--- BEGIN ---

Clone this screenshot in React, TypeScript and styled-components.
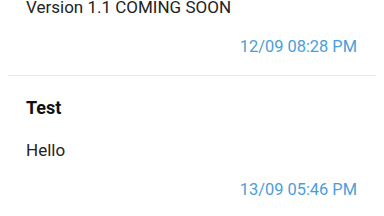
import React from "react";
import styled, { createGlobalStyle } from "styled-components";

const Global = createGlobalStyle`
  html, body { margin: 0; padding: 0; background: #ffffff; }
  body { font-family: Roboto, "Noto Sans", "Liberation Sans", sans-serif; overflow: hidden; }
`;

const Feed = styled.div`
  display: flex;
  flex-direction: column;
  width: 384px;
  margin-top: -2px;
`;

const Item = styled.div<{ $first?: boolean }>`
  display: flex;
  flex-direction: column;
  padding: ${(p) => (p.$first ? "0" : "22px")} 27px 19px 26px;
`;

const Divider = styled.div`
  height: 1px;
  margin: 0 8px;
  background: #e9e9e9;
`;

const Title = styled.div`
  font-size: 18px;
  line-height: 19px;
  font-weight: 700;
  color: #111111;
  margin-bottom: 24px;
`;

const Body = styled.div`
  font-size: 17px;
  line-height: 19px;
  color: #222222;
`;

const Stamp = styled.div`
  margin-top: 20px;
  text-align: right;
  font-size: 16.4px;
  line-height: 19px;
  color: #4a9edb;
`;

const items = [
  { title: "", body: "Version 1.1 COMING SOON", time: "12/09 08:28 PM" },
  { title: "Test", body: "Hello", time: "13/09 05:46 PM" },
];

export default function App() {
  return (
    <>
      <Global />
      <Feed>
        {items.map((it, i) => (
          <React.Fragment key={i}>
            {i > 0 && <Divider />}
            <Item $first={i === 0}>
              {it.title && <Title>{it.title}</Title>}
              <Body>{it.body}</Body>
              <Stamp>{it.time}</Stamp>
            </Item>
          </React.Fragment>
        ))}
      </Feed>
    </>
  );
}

--- END ---

To do:
Retype the listing exactly. Pictures do not belong in the copy.

Reply:
Clone this screenshot in React, TypeScript and styled-components.
import React from "react";
import styled, { createGlobalStyle } from "styled-components";

const Global = createGlobalStyle`
  html, body { margin: 0; padding: 0; background: #ffffff; }
  body { font-family: Roboto, "Noto Sans", "Liberation Sans", sans-serif; overflow: hidden; }
`;

const Feed = styled.div`
  display: flex;
  flex-direction: column;
  width: 384px;
  margin-top: -2px;
`;

const Item = styled.div<{ $first?: boolean }>`
  display: flex;
  flex-direction: column;
  padding: ${(p) => (p.$first ? "0" : "22px")} 27px 19px 26px;
`;

const Divider = styled.div`
  height: 1px;
  margin: 0 8px;
  background: #e9e9e9;
`;

const Title = styled.div`
  font-size: 18px;
  line-height: 19px;
  font-weight: 700;
  color: #111111;
  margin-bottom: 24px;
`;

const Body = styled.div`
  font-size: 17px;
  line-height: 19px;
  color: #222222;
`;

const Stamp = styled.div`
  margin-top: 20px;
  text-align: right;
  font-size: 16.4px;
  line-height: 19px;
  color: #4a9edb;
`;

const items = [
  { title: "", body: "Version 1.1 COMING SOON", time: "12/09 08:28 PM" },
  { title: "Test", body: "Hello", time: "13/09 05:46 PM" },
];

export default function App() {
  return (
    <>
      <Global />
      <Feed>
        {items.map((it, i) => (
          <React.Fragment key={i}>
            {i > 0 && <Divider />}
            <Item $first={i === 0}>
              {it.title && <Title>{it.title}</Title>}
              <Body>{it.body}</Body>
              <Stamp>{it.time}</Stamp>
            </Item>
          </React.Fragment>
        ))}
      </Feed>
    </>
  );
}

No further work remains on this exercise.